Pairs must be manually recreated if both the primary and recovery P9000 and XP disk arrays are
in the SMPL (simplex) state.
Ensure you periodically review the following files for messages, warnings, and recommended
actions. HP recommends to review these files after system, data center, and application failures.
/var/adm/syslog/syslog.log
/etc/cmcluster/<package-name>/<package-name>.log
/etc/cmcluster/<bkpackage-name/<bkpackage-name>.log
Using the pairresync command
The pairresync command can be used with special options after a failover in which the recovery
site has started the application and has processed transaction data on the disk at the recovery site,
but the disks on the primary site are intact. After the Continuous Access link is fixed, depending
on which site you are on, use the pairresync command in one of the following two ways:
pairresync -swapp—from the primary site.
pairresync -swaps—from the failover site.
These options take advantage of the fact that the recovery site maintains a bit-map of the modified
data sectors on the recovery array. Either version of the command will swap the personalities of
the volumes, with the PVOL becoming the SVOL and SVOL becoming the PVOL. With the
personalities swapped, data written to the volume on the failover site (now PVOL) are copied to
the SVOL, which is now running on the primary site. During this time, the package continues running
on the failover site. After resynchronization is complete, you can halt the package on the failover
site, and restart it on the primary site. Metrocluster swaps the personalities between the PVOL and
the SVOL, returning PVOL status to the primary site.
Additional points
This toolkit might increase package startup time by 5 minutes or more. Packages with many
disk devices will take longer to start up than those with fewer devices because of the time
required to get device status from the P9000 and XP disk array or to synchronize.
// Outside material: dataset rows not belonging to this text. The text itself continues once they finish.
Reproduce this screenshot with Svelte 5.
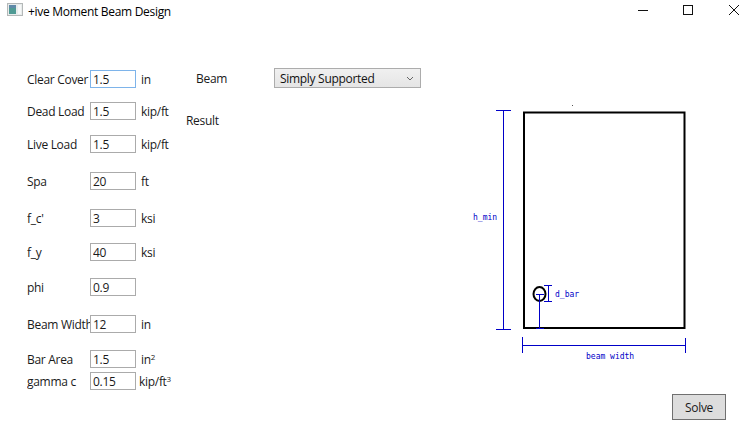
<script>
	// form rows, top margin is the gap to the row above
	const rows = [
		{ label: 'Clear Cover', value: '1.5', unit: 'in', gap: 0, focus: true },
		{ label: 'Dead Load', value: '1.5', unit: 'kip/ft', gap: 14 },
		{ label: 'Live Load', value: '1.5', unit: 'kip/ft', gap: 15 },
		{ label: 'Spa', value: '20', unit: 'ft', gap: 19 },
		{ label: 'f_c\'', value: '3', unit: 'ksi', gap: 19 },
		{ label: 'f_y', value: '40', unit: 'ksi', gap: 16 },
		{ label: 'phi', value: '0.9', unit: '', gap: 17 },
		{ label: 'Beam Width', value: '12', unit: 'in', gap: 19 },
		{ label: 'Bar Area', value: '1.5', unit: 'in', sup: '2', gap: 17 },
		{ label: 'gamma c', value: '0.15', unit: 'kip/ft', sup: '3', gap: 4, tight: true }
	];
</script>

<div class="window">
	<header class="titlebar">
		<svg class="app-icon" width="16" height="14" viewBox="0 0 16 14">
			<rect x="0.5" y="0.5" width="15" height="12" fill="#e8ecec" stroke="#b4b8b8" />
			<rect x="2" y="2" width="7" height="9" fill="#4f9a94" />
			<rect x="2" y="2" width="7" height="3" fill="#5f89a8" />
			<rect x="11" y="2" width="3" height="9" fill="#f6f8f8" />
		</svg>
		<span class="title">+ive Moment Beam Design</span>
		<div class="controls">
			<svg width="101" height="12" viewBox="0 0 101 12">
				<path d="M0 5.5H10" stroke="#111" fill="none" />
				<rect x="45.5" y="0.5" width="9" height="9" stroke="#111" fill="none" />
				<path d="M91 0L101 10M101 0L91 10" stroke="#111" fill="none" />
			</svg>
		</div>
	</header>

	<main class="content">
		<section class="form">
			{#each rows as row}
				<div class="row" style="margin-top: {row.gap}px">
					<span class="label">{row.label}</span>
					<input class="field" class:focus={row.focus} value={row.value} />
					<span class="unit" class:tight={row.tight}>{row.unit}{#if row.sup}<sup>{row.sup}</sup>{/if}</span>
				</div>
			{/each}
		</section>

		<section class="middle">
			<div class="beam-row">
				<span class="beam-label">Beam</span>
				<div class="select">
					<span>Simply Supported</span>
					<svg width="8" height="5" viewBox="0 0 8 5"><path d="M1 1L4 4L7 1" stroke="#666" fill="none" /></svg>
				</div>
			</div>
			<div class="result">Result</div>
		</section>

		<section class="drawing">
			<svg width="290" height="270" viewBox="465 100 290 270">
				<!-- beam section -->
				<rect x="524" y="112.5" width="160.5" height="215.5" fill="#fff" stroke="#000" stroke-width="2" />
				<rect x="572" y="105" width="1" height="1" fill="#555" />
				<ellipse cx="539.5" cy="294" rx="6" ry="7" fill="none" stroke="#000" stroke-width="2" />

				<g stroke="#0000c8" fill="none">
					<path d="M503.5 110V330M496 110.5H511M496 329.5H511" />
					<path d="M539.5 294V328M536 294.5H544M536 328.5H544" />
					<path d="M548.5 285V302M544 285.5H552M544 301.5H552" />
					<path d="M522.5 337V353M522.5 345.5H685.5M685.5 338V353" />
				</g>

				<g class="dim">
					<text x="473" y="220">h_min</text>
					<text x="555" y="297">d_bar</text>
					<text x="586" y="359">beam width</text>
				</g>
			</svg>
			<button class="solve">Solve</button>
		</section>
	</main>
</div>

<style>
	:global(body) {
		margin: 0;
		background: #fff;
	}

	.window {
		width: 754px;
		height: 434px;
		overflow: hidden;
		font-family: "Open Sans", "Noto Sans", sans-serif;
		font-size: 12px;
		letter-spacing: -0.3px;
		color: #1a1a1a;
	}

	.titlebar {
		display: flex;
		align-items: center;
		height: 22px;
		padding-left: 7px;
	}
	.app-icon {
		margin-right: 5px;
		margin-top: -3px;
	}
	.title {
		color: #000;
	}
	.controls {
		margin-left: auto;
		padding-right: 15px;
		display: flex;
	}

	.content {
		display: flex;
		height: 412px;
	}

	.form {
		width: 186px;
		flex: none;
		padding: 48px 0 0 27px;
		box-sizing: border-box;
	}
	.row {
		display: flex;
		align-items: center;
		height: 18px;
	}
	.label {
		width: 63px;
		flex: none;
		overflow: hidden;
		white-space: nowrap;
	}
	.field {
		width: 46px;
		height: 18px;
		box-sizing: border-box;
		border: 1px solid #ababab;
		padding: 0 2px;
		margin: 0;
		font: inherit;
		letter-spacing: inherit;
		color: #1a1a1a;
		background: #fff;
		outline: none;
	}
	.field.focus {
		border-color: #7eb4ea;
	}
	.unit {
		margin-left: 5px;
		white-space: nowrap;
	}
	.unit.tight {
		margin-left: 3px;
	}
	.unit sup {
		font-size: 8px;
		line-height: 0;
		vertical-align: 4px;
	}

	.middle {
		width: 240px;
		flex: none;
	}
	.beam-row {
		display: flex;
		align-items: center;
		margin-top: 46px;
		padding-left: 10px;
	}
	.beam-label {
		width: 78px;
		flex: none;
	}
	.select {
		width: 147px;
		height: 20px;
		box-sizing: border-box;
		display: flex;
		align-items: center;
		justify-content: space-between;
		padding: 0 6px 0 5px;
		border: 1px solid #acacac;
		background: linear-gradient(#f0f0f0, #e5e5e5);
		color: #111;
	}
	.result {
		margin-top: 24px;
	}

	.drawing {
		position: relative;
		flex: 1;
	}
	.drawing > svg {
		position: absolute;
		left: 39px;
		top: 78px;
	}
	.dim text {
		font-family: "DejaVu Sans Mono", "Liberation Mono", monospace;
		font-size: 8px;
		letter-spacing: 0;
		fill: #0000c8;
	}
	.solve {
		position: absolute;
		left: 246px;
		top: 372px;
		width: 54px;
		height: 26px;
		box-sizing: border-box;
		border: 1px solid #707070;
		background: #dddddd;
		font: inherit;
		letter-spacing: inherit;
		color: #1a1a1a;
		padding: 0;
	}
</style>
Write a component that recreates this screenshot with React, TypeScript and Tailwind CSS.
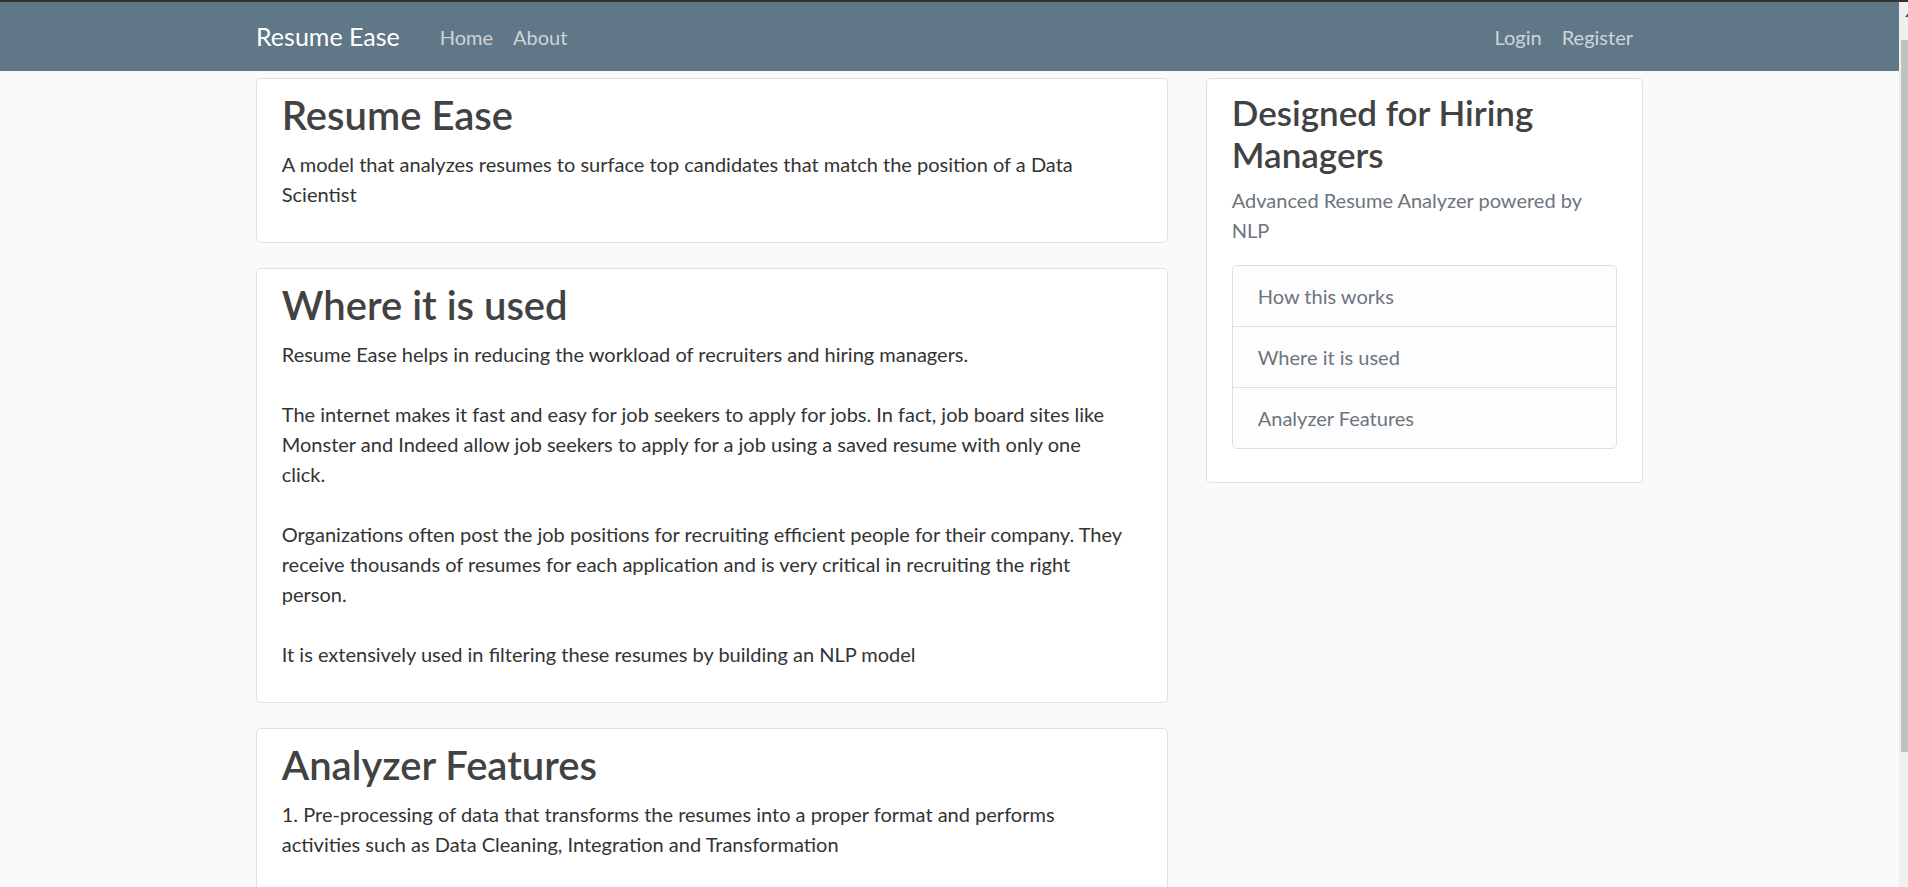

64 Administering Continentalclusters
NOTE: Long delays in package startup time will occur in situations when recovering from
broken pair affinity.
The value of RUN_SCRIPT_TIMEOUT in the package ASCII file must be set to NO_TIMEOUT
or to a large enough value to take into consideration the extra startup time required for getting
status information from the P9000 and XP disk array. (See the earlier paragraph for more
information on the extra startup time).
Online cluster configuration changes might require a Raid Manager configuration file to be
changed. Whenever the configuration file is changed, the Raid Manager instance must be
stopped and restarted. The Raid Manager instance must be running before any
Continentalclusters package movement occurs.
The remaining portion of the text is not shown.